▶ **What is expected**:
Begin with the first line below and retype each line exactly through the line containing "const barRows = [...pivotRows].reverse();". Any pictures are to be left out.

▶ **Data provided**:
** begin **

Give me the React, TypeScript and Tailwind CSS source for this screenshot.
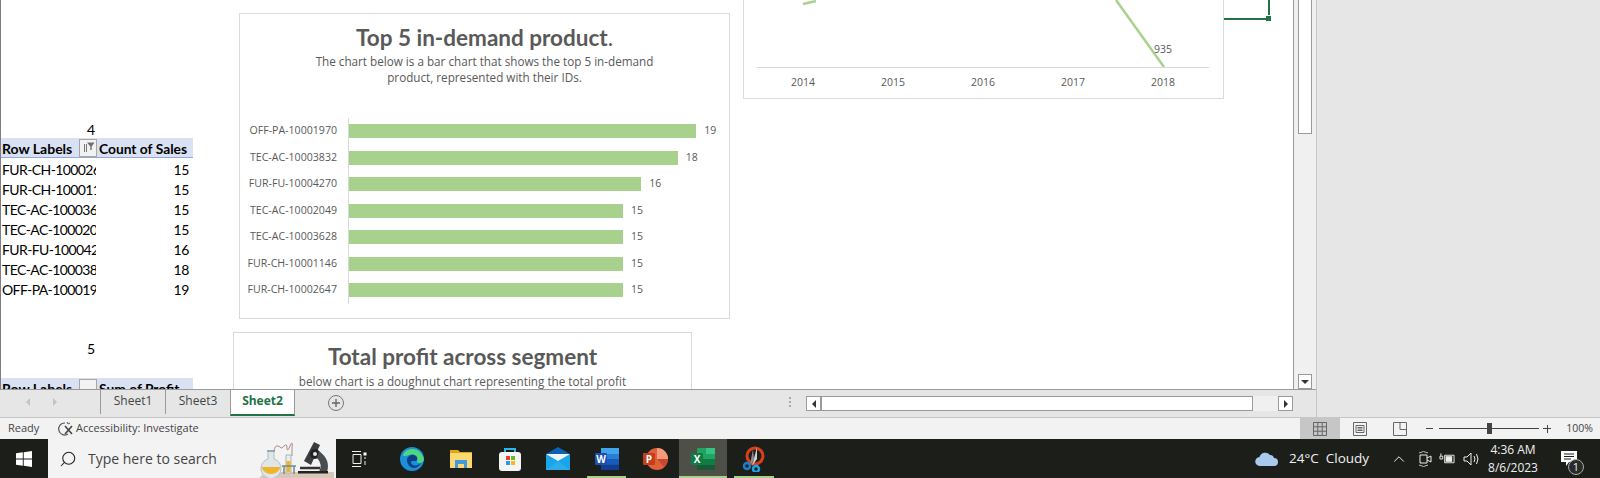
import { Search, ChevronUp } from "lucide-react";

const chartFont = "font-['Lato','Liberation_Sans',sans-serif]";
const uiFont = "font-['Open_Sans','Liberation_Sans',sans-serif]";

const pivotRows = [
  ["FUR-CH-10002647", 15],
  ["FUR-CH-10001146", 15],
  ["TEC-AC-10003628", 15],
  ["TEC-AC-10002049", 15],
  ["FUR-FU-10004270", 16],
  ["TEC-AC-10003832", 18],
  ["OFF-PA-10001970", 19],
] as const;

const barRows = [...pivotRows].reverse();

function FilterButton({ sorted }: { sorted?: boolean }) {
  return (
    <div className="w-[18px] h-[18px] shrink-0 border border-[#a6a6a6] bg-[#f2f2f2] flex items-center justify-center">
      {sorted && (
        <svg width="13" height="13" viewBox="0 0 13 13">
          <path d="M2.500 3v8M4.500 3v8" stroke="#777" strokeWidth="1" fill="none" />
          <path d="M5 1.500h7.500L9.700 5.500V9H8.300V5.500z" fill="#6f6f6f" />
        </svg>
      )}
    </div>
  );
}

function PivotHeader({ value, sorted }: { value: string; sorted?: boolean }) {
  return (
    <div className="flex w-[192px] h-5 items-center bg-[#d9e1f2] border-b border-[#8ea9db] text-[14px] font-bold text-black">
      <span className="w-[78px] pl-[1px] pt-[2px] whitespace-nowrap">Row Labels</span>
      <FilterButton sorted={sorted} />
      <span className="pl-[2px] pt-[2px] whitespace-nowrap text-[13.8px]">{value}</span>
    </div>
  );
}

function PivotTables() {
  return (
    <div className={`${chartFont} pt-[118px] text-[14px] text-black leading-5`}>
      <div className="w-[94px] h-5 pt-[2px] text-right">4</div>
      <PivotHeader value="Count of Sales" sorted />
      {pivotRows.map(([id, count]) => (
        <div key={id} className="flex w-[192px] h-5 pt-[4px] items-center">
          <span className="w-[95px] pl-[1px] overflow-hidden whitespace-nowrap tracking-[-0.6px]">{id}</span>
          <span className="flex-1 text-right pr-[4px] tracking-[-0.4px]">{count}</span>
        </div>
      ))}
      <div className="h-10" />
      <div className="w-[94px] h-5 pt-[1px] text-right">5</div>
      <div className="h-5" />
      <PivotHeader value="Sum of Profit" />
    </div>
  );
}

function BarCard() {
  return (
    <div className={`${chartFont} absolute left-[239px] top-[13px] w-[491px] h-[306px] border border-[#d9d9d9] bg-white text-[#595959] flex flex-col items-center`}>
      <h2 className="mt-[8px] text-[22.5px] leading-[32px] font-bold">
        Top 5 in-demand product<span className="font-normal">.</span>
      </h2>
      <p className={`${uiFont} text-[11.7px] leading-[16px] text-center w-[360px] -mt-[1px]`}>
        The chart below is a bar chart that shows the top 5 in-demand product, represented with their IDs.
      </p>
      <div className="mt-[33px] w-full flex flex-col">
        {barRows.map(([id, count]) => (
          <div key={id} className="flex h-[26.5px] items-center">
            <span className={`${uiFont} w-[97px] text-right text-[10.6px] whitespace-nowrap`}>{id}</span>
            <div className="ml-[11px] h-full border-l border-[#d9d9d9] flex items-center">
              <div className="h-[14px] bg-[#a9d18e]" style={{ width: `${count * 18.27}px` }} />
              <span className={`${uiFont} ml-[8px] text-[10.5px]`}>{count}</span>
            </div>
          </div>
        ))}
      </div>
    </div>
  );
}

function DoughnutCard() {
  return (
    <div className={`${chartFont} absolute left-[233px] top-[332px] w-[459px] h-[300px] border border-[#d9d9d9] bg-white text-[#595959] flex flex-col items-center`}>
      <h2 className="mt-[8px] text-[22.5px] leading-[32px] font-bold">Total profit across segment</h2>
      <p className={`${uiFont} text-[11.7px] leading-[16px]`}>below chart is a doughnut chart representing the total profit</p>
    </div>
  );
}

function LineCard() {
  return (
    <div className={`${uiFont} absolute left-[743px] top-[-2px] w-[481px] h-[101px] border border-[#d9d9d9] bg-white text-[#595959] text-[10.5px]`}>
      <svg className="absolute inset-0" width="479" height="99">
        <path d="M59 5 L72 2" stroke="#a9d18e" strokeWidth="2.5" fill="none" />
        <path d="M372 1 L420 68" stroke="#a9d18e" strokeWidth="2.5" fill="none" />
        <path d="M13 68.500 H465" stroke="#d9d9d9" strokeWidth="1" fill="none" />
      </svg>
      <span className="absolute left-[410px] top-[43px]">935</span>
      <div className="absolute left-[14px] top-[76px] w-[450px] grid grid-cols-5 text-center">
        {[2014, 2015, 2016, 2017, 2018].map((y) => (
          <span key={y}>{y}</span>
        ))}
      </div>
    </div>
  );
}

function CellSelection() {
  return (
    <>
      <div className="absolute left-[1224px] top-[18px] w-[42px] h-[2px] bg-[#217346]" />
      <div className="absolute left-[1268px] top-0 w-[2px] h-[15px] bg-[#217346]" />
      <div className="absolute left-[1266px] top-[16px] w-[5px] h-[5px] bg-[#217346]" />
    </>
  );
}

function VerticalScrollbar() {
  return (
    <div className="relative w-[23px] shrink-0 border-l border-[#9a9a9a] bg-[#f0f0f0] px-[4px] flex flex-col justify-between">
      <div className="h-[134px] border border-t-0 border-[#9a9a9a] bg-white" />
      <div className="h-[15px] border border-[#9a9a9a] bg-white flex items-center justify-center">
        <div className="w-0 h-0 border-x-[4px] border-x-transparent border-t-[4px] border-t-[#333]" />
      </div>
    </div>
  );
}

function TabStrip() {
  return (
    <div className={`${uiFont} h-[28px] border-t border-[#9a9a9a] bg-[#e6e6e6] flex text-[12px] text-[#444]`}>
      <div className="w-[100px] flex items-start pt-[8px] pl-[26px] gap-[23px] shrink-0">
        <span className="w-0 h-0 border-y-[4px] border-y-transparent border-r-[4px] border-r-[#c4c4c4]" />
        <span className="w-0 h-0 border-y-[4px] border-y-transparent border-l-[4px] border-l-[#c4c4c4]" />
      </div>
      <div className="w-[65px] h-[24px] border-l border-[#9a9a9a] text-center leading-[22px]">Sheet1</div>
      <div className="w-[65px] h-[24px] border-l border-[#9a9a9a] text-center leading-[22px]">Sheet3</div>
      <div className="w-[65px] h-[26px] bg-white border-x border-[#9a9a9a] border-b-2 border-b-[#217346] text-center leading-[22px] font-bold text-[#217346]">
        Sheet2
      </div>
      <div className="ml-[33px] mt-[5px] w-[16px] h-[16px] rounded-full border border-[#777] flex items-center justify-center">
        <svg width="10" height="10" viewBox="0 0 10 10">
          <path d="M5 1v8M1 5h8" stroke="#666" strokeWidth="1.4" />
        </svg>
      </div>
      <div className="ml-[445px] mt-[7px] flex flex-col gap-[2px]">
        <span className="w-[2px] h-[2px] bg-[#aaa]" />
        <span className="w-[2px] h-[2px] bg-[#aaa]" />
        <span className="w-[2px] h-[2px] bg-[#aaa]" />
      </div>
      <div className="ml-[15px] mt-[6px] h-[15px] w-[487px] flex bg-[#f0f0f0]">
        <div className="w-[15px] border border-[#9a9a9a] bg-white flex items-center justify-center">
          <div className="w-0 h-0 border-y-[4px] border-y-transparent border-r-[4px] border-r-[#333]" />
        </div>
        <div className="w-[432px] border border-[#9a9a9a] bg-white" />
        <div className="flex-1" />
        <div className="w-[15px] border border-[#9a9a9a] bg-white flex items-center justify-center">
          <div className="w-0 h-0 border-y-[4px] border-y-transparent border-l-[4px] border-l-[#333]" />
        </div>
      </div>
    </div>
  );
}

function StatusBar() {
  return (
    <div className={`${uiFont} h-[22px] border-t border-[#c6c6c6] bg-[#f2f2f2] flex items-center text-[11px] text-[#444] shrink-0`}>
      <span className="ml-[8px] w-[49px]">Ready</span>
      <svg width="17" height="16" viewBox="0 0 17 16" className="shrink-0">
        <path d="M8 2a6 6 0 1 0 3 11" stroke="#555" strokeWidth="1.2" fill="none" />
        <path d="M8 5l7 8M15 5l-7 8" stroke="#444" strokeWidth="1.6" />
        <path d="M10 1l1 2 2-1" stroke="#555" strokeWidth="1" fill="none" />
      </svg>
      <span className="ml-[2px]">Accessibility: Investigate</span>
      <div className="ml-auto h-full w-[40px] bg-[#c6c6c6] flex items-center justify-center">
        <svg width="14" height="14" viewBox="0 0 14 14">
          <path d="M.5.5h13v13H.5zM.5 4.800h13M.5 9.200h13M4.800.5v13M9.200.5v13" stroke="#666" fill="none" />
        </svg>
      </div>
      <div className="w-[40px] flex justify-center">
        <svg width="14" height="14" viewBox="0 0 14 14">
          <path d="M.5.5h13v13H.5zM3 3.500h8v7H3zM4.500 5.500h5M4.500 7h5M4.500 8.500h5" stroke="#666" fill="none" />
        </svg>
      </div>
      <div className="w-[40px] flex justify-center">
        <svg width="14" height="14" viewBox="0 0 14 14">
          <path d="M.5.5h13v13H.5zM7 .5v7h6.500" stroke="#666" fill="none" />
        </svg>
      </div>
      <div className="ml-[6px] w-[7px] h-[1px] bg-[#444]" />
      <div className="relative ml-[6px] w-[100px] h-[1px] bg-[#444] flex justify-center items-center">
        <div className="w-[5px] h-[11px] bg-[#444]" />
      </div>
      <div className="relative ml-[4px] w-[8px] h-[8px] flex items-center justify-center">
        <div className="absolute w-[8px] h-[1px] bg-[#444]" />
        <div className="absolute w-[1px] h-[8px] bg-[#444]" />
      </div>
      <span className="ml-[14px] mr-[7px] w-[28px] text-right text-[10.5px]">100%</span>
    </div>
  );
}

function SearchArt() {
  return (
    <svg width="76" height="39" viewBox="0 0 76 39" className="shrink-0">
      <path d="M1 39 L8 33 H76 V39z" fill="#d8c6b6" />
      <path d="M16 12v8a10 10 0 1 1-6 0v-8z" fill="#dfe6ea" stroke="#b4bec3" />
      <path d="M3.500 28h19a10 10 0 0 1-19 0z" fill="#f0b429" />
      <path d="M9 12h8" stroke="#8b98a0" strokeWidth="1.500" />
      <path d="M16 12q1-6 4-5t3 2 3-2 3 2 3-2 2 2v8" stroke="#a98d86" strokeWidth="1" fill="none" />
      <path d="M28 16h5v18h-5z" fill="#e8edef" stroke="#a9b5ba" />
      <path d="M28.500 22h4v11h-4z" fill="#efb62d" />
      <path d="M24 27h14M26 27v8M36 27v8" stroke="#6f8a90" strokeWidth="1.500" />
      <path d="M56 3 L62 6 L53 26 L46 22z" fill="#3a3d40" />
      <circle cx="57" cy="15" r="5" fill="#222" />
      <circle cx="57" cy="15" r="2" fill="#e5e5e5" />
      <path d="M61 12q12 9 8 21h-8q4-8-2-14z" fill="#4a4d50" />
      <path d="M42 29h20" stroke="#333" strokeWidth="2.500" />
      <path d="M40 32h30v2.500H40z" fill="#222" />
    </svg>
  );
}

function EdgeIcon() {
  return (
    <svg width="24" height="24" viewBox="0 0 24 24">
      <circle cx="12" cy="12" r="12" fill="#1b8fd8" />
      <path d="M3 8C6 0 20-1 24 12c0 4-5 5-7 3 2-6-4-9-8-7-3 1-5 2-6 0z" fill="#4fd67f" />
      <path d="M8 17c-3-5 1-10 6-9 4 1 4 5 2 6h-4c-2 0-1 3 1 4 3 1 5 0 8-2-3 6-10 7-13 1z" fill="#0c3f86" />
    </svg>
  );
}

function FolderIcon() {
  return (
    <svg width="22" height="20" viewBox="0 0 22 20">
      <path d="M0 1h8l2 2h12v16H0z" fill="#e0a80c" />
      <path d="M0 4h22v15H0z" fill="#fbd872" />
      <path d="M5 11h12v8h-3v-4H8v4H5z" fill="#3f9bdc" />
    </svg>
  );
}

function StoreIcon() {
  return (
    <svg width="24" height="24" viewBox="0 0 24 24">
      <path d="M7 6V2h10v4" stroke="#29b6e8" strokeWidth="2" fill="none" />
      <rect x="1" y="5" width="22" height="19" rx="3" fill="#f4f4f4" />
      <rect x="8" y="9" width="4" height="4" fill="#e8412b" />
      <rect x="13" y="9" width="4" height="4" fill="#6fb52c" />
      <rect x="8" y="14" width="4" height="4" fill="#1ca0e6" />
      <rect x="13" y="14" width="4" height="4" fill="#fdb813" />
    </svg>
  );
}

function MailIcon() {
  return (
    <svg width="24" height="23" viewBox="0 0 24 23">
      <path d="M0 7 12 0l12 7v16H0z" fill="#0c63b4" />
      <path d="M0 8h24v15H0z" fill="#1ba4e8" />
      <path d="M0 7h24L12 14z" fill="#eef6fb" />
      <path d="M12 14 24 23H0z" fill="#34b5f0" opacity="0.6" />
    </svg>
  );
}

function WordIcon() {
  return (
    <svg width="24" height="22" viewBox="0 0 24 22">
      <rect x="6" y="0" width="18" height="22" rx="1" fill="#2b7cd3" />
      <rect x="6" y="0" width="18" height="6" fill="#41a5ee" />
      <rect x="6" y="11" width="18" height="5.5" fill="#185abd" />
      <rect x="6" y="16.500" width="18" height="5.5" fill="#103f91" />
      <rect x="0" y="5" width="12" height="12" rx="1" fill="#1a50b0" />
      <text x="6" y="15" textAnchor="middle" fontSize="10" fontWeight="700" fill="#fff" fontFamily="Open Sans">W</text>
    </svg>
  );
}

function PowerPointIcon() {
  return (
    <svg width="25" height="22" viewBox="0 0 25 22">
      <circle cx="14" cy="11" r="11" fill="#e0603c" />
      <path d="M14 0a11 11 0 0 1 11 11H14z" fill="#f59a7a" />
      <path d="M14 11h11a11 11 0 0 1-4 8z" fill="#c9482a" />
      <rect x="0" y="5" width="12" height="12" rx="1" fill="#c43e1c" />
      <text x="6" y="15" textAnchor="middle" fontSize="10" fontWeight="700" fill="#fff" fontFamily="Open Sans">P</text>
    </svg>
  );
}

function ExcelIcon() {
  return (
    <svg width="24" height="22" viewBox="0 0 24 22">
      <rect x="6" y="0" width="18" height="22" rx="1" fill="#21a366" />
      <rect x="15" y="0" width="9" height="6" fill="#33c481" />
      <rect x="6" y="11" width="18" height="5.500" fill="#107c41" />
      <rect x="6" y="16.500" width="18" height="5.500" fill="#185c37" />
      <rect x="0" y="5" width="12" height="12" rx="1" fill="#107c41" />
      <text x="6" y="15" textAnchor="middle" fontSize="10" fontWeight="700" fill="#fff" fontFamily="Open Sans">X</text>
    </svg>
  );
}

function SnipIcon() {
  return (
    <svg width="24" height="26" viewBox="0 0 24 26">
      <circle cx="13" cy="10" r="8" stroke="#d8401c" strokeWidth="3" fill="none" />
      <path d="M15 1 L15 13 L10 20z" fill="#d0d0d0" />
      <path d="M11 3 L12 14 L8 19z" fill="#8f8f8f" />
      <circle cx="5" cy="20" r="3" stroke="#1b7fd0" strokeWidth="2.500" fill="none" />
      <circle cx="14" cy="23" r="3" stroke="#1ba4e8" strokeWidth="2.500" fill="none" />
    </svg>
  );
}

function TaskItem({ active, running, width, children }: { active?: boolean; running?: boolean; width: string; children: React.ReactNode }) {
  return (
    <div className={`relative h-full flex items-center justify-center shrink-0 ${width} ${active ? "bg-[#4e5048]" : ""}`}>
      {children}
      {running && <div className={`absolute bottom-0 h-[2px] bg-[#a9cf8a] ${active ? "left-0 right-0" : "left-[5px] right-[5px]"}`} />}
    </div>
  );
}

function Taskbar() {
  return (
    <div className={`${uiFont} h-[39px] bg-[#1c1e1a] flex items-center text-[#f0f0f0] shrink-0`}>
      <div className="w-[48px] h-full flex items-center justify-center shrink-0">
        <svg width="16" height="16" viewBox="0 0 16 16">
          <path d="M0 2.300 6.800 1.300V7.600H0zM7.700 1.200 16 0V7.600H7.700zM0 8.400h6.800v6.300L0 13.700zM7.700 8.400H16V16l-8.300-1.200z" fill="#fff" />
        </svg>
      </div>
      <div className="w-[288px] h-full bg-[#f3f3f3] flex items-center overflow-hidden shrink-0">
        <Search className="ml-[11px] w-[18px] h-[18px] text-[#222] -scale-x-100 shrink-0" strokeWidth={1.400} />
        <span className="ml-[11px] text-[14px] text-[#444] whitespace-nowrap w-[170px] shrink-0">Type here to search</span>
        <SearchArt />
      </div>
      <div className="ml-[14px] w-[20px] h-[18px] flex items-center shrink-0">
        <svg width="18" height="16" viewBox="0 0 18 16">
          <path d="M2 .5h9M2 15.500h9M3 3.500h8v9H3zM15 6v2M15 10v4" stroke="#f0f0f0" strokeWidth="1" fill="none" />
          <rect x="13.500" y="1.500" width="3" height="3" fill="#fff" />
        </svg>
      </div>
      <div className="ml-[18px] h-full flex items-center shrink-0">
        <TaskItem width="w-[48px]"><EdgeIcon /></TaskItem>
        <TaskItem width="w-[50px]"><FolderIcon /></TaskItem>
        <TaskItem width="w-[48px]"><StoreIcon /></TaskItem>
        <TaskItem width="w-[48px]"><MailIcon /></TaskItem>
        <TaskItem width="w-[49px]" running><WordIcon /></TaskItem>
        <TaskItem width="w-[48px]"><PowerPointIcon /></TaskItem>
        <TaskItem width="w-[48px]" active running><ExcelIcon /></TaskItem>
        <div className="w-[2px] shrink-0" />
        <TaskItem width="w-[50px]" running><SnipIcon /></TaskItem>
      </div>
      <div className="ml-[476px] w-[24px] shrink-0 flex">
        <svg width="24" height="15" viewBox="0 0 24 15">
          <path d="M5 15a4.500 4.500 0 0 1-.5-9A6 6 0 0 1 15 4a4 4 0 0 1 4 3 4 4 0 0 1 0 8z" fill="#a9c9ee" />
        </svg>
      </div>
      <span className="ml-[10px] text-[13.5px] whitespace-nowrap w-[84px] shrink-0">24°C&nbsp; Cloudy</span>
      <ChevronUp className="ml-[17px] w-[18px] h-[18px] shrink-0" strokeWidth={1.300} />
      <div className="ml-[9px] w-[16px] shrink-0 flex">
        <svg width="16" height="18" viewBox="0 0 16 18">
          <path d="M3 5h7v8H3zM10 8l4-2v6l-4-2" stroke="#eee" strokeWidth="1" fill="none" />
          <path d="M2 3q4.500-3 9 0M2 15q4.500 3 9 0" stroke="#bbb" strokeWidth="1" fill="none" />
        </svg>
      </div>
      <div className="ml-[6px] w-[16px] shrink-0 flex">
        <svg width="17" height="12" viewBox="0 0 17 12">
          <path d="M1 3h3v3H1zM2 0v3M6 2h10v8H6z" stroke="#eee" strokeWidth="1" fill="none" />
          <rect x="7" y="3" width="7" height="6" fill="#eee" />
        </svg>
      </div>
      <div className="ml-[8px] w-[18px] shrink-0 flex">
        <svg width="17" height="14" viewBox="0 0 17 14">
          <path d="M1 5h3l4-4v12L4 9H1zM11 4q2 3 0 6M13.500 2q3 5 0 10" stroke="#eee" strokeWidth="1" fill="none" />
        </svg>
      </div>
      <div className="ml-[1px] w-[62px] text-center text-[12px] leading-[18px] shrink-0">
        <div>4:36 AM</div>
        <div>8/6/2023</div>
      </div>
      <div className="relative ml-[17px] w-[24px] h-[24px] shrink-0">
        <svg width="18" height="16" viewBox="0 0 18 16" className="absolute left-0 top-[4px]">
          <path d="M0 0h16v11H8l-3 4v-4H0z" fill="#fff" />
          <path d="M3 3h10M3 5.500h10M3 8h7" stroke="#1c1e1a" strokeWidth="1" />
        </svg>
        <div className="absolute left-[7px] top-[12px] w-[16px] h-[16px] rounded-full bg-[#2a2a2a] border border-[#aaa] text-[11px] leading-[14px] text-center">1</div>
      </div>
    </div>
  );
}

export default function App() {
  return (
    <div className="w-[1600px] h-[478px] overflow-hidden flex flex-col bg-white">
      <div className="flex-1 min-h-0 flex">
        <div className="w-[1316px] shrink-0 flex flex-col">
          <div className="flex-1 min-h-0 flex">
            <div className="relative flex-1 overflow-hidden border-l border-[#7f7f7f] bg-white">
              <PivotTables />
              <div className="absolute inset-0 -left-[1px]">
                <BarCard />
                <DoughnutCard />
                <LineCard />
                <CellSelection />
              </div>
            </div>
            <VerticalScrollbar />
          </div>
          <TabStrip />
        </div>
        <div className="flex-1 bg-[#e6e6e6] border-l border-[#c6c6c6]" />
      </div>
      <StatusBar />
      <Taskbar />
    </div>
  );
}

** end **

▶ **Exercise response**:
Give me the React, TypeScript and Tailwind CSS source for this screenshot.
import { Search, ChevronUp } from "lucide-react";

const chartFont = "font-['Lato','Liberation_Sans',sans-serif]";
const uiFont = "font-['Open_Sans','Liberation_Sans',sans-serif]";

const pivotRows = [
  ["FUR-CH-10002647", 15],
  ["FUR-CH-10001146", 15],
  ["TEC-AC-10003628", 15],
  ["TEC-AC-10002049", 15],
  ["FUR-FU-10004270", 16],
  ["TEC-AC-10003832", 18],
  ["OFF-PA-10001970", 19],
] as const;

const barRows = [...pivotRows].reverse();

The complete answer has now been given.